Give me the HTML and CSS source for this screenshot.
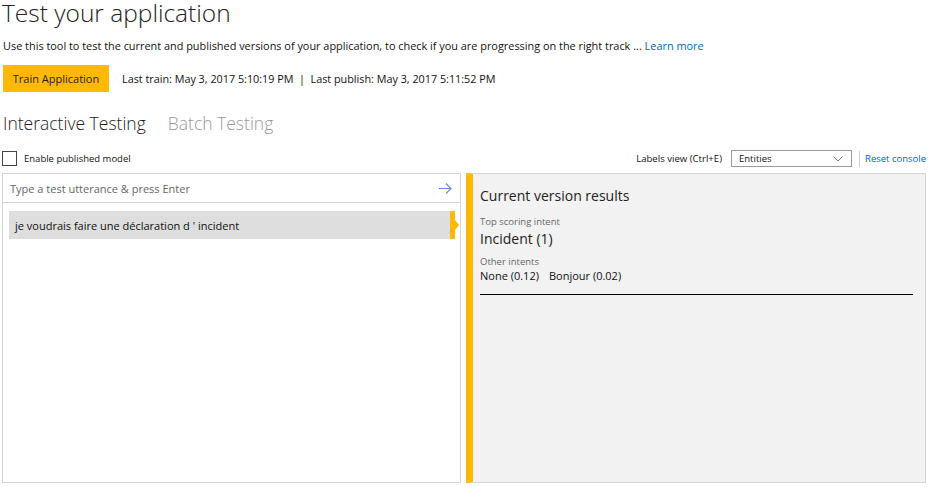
FILE: index.html
```html
<!DOCTYPE html>
<html>
<head>
<meta charset="utf-8">
<link rel="stylesheet" href="styles.css">
</head>
<body>
<div class="page">
  <h1 class="title">Test your application</h1>
  <p class="desc">Use this tool to test the current and published versions of your application, to check if you are progressing on the right track ... <a class="link" href="#">Learn more</a></p>
  <div class="trainrow">
    <button class="trainbtn">Train Application</button>
    <span class="traininfo">Last train: May 3, 2017 5:10:19 PM&nbsp; |&nbsp; Last publish: May 3, 2017 5:11:52 PM</span>
  </div>
  <div class="tabs">
    <span class="tab active">Interactive Testing</span>
    <span class="tab">Batch Testing</span>
  </div>
  <div class="controls">
    <label class="enable"><span class="checkbox"></span><span>Enable published model</span></label>
    <div class="rightctl">
      <span class="lvlabel">Labels view (Ctrl+E)</span>
      <div class="select"><span>Entities</span>
        <svg class="chev" width="10" height="6" viewBox="0 0 10 6"><path d="M0.5 0.5 L5 5 L9.5 0.5" fill="none" stroke="#777" stroke-width="1"/></svg>
      </div>
      <span class="sep"></span>
      <a class="reset" href="#">Reset console</a>
    </div>
  </div>
  <div class="panels">
    <div class="left">
      <div class="inputrow">
        <span class="placeholder">Type a test utterance &amp; press Enter</span>
        <svg class="arrow" width="13" height="11" viewBox="0 0 13 11"><path d="M0 5.5 H12 M7 0.5 L12 5.5 L7 10.5" fill="none" stroke="#6f86d6" stroke-width="1.1"/></svg>
      </div>
      <div class="utterances">
        <div class="utt">je voudrais faire une déclaration d ' incident</div>
      </div>
    </div>
    <div class="right">
      <h2 class="rtitle">Current version results</h2>
      <div class="small">Top scoring intent</div>
      <div class="top">Incident (1)</div>
      <div class="small other">Other intents</div>
      <div class="others"><span>None (0.12)</span><span>Bonjour (0.02)</span></div>
      <div class="rule"></div>
    </div>
  </div>
</div>
</body>
</html>
```
FILE: styles.css
```css
html, body { margin: 0; padding: 0; background: #fff; }
body { font-family: "Open Sans", "Noto Sans", sans-serif; color: #111; }
.page { padding: 0 7px 0 2px; width: 924px; }
.title { margin: 0; font-weight: 300; font-size: 24.5px; line-height: 25px; color: #222; white-space: nowrap; }
.desc { margin: 0; font-size: 10.9px; line-height: 16px; padding-top: 13px; padding-left: 1px; }
.link { color: #0067b8; text-decoration: none; }
.trainrow { display: flex; align-items: center; margin-top: 11px; height: 27px; }
.trainbtn { font-family: inherit; font-size: 11px; background: #ffb900; border: 0; height: 27px; width: 106px; padding: 0; color: #222; margin-left: 1px; box-sizing: border-box; }
.traininfo { font-size: 10.8px; margin-left: 13px; }
.tabs { display: flex; gap: 22px; margin-top: 18px; height: 26px; align-items: center; padding-left: 1px; }
.tab { font-size: 17.5px; font-weight: 300; color: #999; }
.tab.active { color: #222; }
.controls { display: flex; justify-content: space-between; align-items: center; margin-top: 14px; height: 17px; }
.enable { display: flex; align-items: center; font-size: 9.5px; gap: 7px; }
.checkbox { width: 13px; height: 13px; border: 1px solid #444; background: #fff; }
.rightctl { display: flex; align-items: center; }
.lvlabel { font-size: 9.6px; margin-right: 9px; }
.select { border: 1px solid #999; display: flex; align-items: center; justify-content: space-between; padding: 0 8px 0 7px; box-sizing: border-box; width: 121px; height: 17px; font-size: 9.5px; }
.sep { width: 1px; height: 16px; background: #ccc; margin: 0 5px 0 7px; }
.reset { color: #0067b8; text-decoration: none; font-size: 9.5px; }
.panels { display: flex; margin-top: 6px; height: 310px; gap: 5px; }
.left { width: 459px; border: 1px solid #d4d4d4; box-sizing: border-box; display: flex; flex-direction: column; }
.inputrow { height: 28px; border-bottom: 1px solid #d4d4d4; display: flex; align-items: center; justify-content: space-between; padding: 0 8px 0 7px; }
.placeholder { font-size: 11px; color: #666; }
.utterances { padding: 8px 5px 0 6px; }
.utt { position: relative; background: #dedede; height: 28px; display: flex; align-items: center; padding-left: 6px; font-size: 11px; border-right: 5px solid #ffb900; }
.utt::after { content: ""; position: absolute; right: -9px; top: 9px; border-left: 4px solid #ffb900; border-top: 5px solid transparent; border-bottom: 5px solid transparent; }
.right { flex: 1; background: #f2f2f2; border: 1px solid #d4d4d4; border-left: 7px solid #ffb900; box-sizing: border-box; padding: 12px 12px 0 7px; }
.rtitle { margin: 0; font-weight: 400; font-size: 14px; line-height: 20px; color: #222; }
.small { font-size: 9.5px; color: #666; margin-top: 9px; line-height: 13px; }
.top { font-size: 14px; line-height: 19px; color: #222; margin-top: 1px; }
.small.other { margin-top: 7px; }
.others { font-size: 11px; display: flex; gap: 10px; line-height: 15px; }
.rule { height: 1px; background: #000; margin-top: 11px; }
```
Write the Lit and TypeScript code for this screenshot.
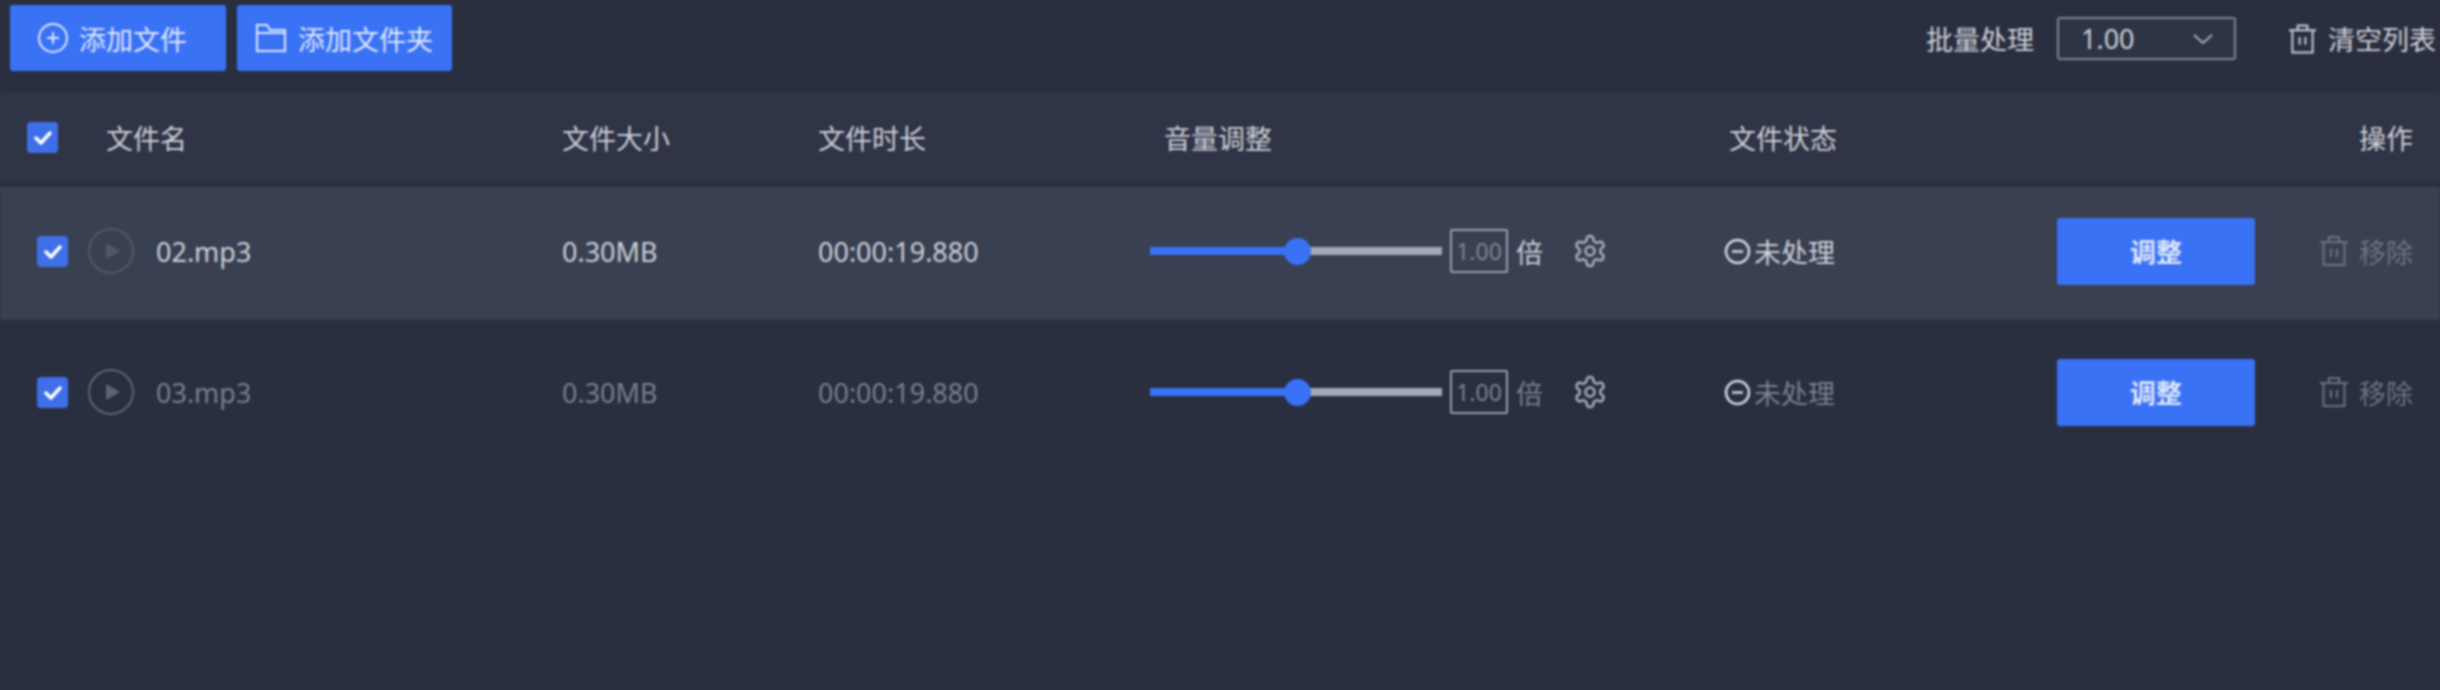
import { LitElement, html, css } from "lit";
import { customElement } from "lit/decorators.js";

const gearPath =
  "M12.22 2h-.44a2 2 0 0 0-2 2v.18a2 2 0 0 1-1 1.73l-.43.25a2 2 0 0 1-2 0l-.15-.08a2 2 0 0 0-2.73.73l-.22.38a2 2 0 0 0 .73 2.73l.15.1a2 2 0 0 1 1 1.72v.51a2 2 0 0 1-1 1.74l-.15.09a2 2 0 0 0-.73 2.73l.22.38a2 2 0 0 0 2.73.73l.15-.08a2 2 0 0 1 2 0l.43.25a2 2 0 0 1 1 1.73V20a2 2 0 0 0 2 2h.44a2 2 0 0 0 2-2v-.18a2 2 0 0 1 1-1.73l.43-.25a2 2 0 0 1 2 0l.15.08a2 2 0 0 0 2.73-.73l.22-.39a2 2 0 0 0-.73-2.73l-.15-.08a2 2 0 0 1-1-1.74v-.5a2 2 0 0 1 1-1.74l.15-.09a2 2 0 0 0 .73-2.73l-.22-.38a2 2 0 0 0-2.73-.73l-.15.08a2 2 0 0 1-2 0l-.43-.25a2 2 0 0 1-1-1.73V4a2 2 0 0 0-2-2z";

const trash = (cls: string) => html`<svg class=${cls} viewBox="0 0 30 32" fill="none" stroke="currentColor" stroke-width="2">
  <path d="M1 7h28M10 7V2h10v5M4.500 7v23h21V7M12 14v8M18 14v8" />
</svg>`;

const check = html`<span class="check"><svg viewBox="0 0 31 31" fill="none" stroke="#fff" stroke-width="3.500" stroke-linecap="round" stroke-linejoin="round"><path d="M9 16l5 5 9-10" /></svg></span>`;

const play = html`<svg class="play" viewBox="0 0 46 46" fill="none">
  <circle cx="23" cy="23" r="22" stroke="currentColor" stroke-width="2" />
  <path d="M18 15l14 8-14 8z" fill="currentColor" />
</svg>`;

const files = [
  { name: "02.mp3", active: true },
  { name: "03.mp3", active: false },
];

@customElement("app-root")
export class AppRoot extends LitElement {
  static styles = css`
    :host {
      display: block;
      width: 2440px;
      height: 690px;
      overflow: hidden;
      background: #2a2f3f;
      color: #cdd0d7;
      font-family: "Noto Sans", "Noto Sans CJK SC", sans-serif;
      font-size: 27px;
    }
    .page { filter: blur(0.8px); }
    svg { display: block; flex: none; }
    .top {
      height: 92px;
      box-sizing: border-box;
      padding: 5px 4px 0 10px;
      display: flex;
      align-items: flex-start;
      background: #2a2f3f;
    }
    .btn {
      height: 66px;
      width: 216px;
      box-sizing: border-box;
      display: flex;
      align-items: center;
      background: #3a72f6;
      color: #dfe7fb;
      border-radius: 3px;
      white-space: nowrap;
    }
    .btn + .btn { margin-left: 11px; width: 215px; }
    .btn svg { width: 30px; height: 30px; margin: 0 11px 0 28px; }
    .btn + .btn svg { margin: 0 12px 0 19px; }
    .tools {
      margin-left: auto;
      height: 43px;
      margin-top: 12px;
      display: flex;
      align-items: center;
      white-space: nowrap;
    }
    .select {
      width: 179px;
      height: 43px;
      margin-left: 23px;
      box-sizing: border-box;
      border: 2px solid #7f8596;
      border-radius: 3px;
      padding: 0 20px 0 22px;
      display: flex;
      align-items: center;
      justify-content: space-between;
      background: #2f3445;
    }
    .select svg { width: 22px; height: 12px; }
    .clear-icon { width: 29px; height: 32px; margin: 0 11px 0 52px; }
    .head, .row {
      display: grid;
      grid-template-columns: 562px 256px 332px 574px 200px 1fr;
      align-items: center;
    }
    .head {
      height: 91px;
      background: #2f3446;
      border-bottom: 4px solid #2b3040;
    }
    .row { height: 133px; padding-bottom: 5px; box-sizing: border-box; }
    .row + .row { height: 144px; padding-bottom: 0; }
    .row.active { background: #394052; }
    .row:not(.active) { color: #7b8190; }
    .name { display: flex; align-items: center; }
    .head .name { padding-left: 27px; }
    .row .name { padding-left: 37px; }
    .check {
      width: 31px;
      height: 31px;
      border-radius: 4px;
      background: #3f6fe8;
      display: block;
      flex: none;
    }
    .head .check { margin-right: 48px; }
    .play { width: 46px; height: 46px; margin: 0 22px 0 20px; color: #525869; }
    .row:not(.active) .play { color: #5f6575; }
    .vol-head { padding-left: 14px; }
    .status-head { padding-left: 5px; }
    .actions-head { text-align: right; padding-right: 27px; }
    .vol { display: flex; align-items: center; }
    .slider {
      width: 292px;
      height: 8px;
      background: #a5a9b6;
      display: flex;
      align-items: center;
    }
    .fill { height: 8px; width: 147px; background: #3a72f6; flex: none; }
    .thumb {
      width: 27px;
      height: 27px;
      border-radius: 50%;
      background: #3a72f6;
      flex: none;
      margin-left: -13px;
    }
    .input {
      width: 58px;
      height: 44px;
      box-sizing: border-box;
      margin-left: 8px;
      border: 2px solid #9a9fac;
      border-radius: 2px;
      color: #7f8594;
      font-size: 23px;
      display: flex;
      align-items: center;
      justify-content: center;
    }
    .unit { margin-left: 8px; }
    .gear { width: 36px; height: 36px; margin-left: 29px; color: #a9adb8; }
    .status { display: flex; align-items: center; gap: 3px; }
    .status svg { width: 27px; height: 27px; color: #d4d7dd; }
    .actions {
      display: flex;
      align-items: center;
      justify-content: flex-end;
      padding-right: 27px;
      color: #6c7281;
    }
    .adjust {
      width: 198px;
      height: 67px;
      background: #3a72f6;
      color: #dfe7fb;
      border-radius: 3px;
      font-size: 26px;
      font-weight: 600;
      display: flex;
      align-items: center;
      justify-content: center;
      margin-right: 64px;
    }
    .remove-icon { width: 30px; height: 32px; margin-right: 10px; }
  `;

  render() {
    return html`
      <div class="page">
        <div class="top">
          <div class="btn">
            <svg viewBox="0 0 30 30" fill="none" stroke="currentColor" stroke-width="2"><circle cx="15" cy="15" r="14" /><path d="M15 9v12M9 15h12" /></svg>
            添加文件
          </div>
          <div class="btn">
            <svg viewBox="0 0 30 30" fill="none" stroke="currentColor" stroke-width="2"><path d="M1 28V2h10l3 5h15v21zM1 10h28" /></svg>
            添加文件夹
          </div>
          <div class="tools">
            批量处理
            <div class="select">1.00
              <svg viewBox="0 0 22 12" fill="none" stroke="#a9adb8" stroke-width="2"><path d="M2 2l9 8 9-8" /></svg>
            </div>
            ${trash("clear-icon")}
            清空列表
          </div>
        </div>
        <div class="head">
          <div class="name">${check}文件名</div>
          <div>文件大小</div>
          <div>文件时长</div>
          <div class="vol-head">音量调整</div>
          <div class="status-head">文件状态</div>
          <div class="actions-head">操作</div>
        </div>
        ${files.map(
          (f) => html`<div class="row ${f.active ? "active" : ""}">
            <div class="name">${check}${play}${f.name}</div>
            <div>0.30MB</div>
            <div>00:00:19.880</div>
            <div class="vol">
              <div class="slider"><div class="fill"></div><div class="thumb"></div></div>
              <div class="input">1.00</div>
              <span class="unit">倍</span>
              <svg class="gear" viewBox="0 0 24 24" fill="none" stroke="currentColor" stroke-width="1.700">
                <path d=${gearPath} /><circle cx="12" cy="12" r="3" />
              </svg>
            </div>
            <div class="status">
              <svg viewBox="0 0 27 27" fill="none" stroke="currentColor" stroke-width="2.500"><circle cx="13.500" cy="13.500" r="11.500" /><path d="M8 13.500h11" /></svg>
              未处理
            </div>
            <div class="actions">
              <div class="adjust">调整</div>
              ${trash("remove-icon")}
              移除
            </div>
          </div>`
        )}
      </div>
    `;
  }
}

### Stated task
From the listing above, copy all lines holding the word "this".

### Output of the exercise
Give me the HTML and CSS source for this screenshot.
  <p class="desc">Use this tool to test the current and published versions of your application, to check if you are progressing on the right track ... <a class="link" href="#">Learn more</a></p>
Write the Lit and TypeScript code for this screenshot.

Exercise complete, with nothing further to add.